Written in the 60s, these stories contain an occasion passage or description that would not be regarded as politically correct today. In my humble opinion, they are not particularly racist, but they are a product of the times.  I changed “primitive minds” to “uneducated minds” in several places in referring to natives but otherwise left things as written.
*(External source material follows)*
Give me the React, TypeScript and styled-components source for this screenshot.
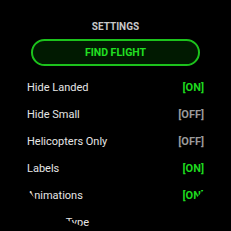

In general, they feature good natives and bad natives, just as they include good whites and bad whites.  Two of the natives in particular display exemplary character, courage and loyalty.  In fact, at one point a young woman in one of the safaris, commenting on the heroic, selfless actions of a native assistant in creating a diversion to save the others, at great risk to himself, and without being asked, notes that some of those who embrace white superiority might want to reexamine their point of view based on the man’s heroics.

Both Western and Bruguera have since closed their doors.  Bruguera’s rights were passed on to Penguin/Random House, and later Ediciones B, according to what I have managed to find online.  (Don’t take my word for this; I am neither a copyright expert nor an accomplished researcher.)  Some volumes of the “Heroes Collection” were reprinted in 2006, but no Tarzan titles were reprinted then, perhaps because the rights to those novels reside with ERB, Inc.  The 1960s Tarzan editions state copyright 1964 and 1969 by ERB, Inc., depending on the edition, and 1969 is recent enough that, in my humble opinion, the copyright would still be in force, regardless of whoever else has any rights.

With that in mind, I contacted Cathy Wilbanks at ERB, Inc., and asked her if they would be interested in the translations (free, of course; I was not hired to translate the books, I just did it for fun).  Cathy was happy to accept them, though she did note that their plans did not currently include any juveniles.  (Hopefully the Tarzan Twins stories are still on their “to be reprinted” list; I did not think to ask.)

Meanwhile, for those who understand Spanish, the books are readily available on abebooks or todocolección for reasonable prices (except for the cost of shipping from Spain).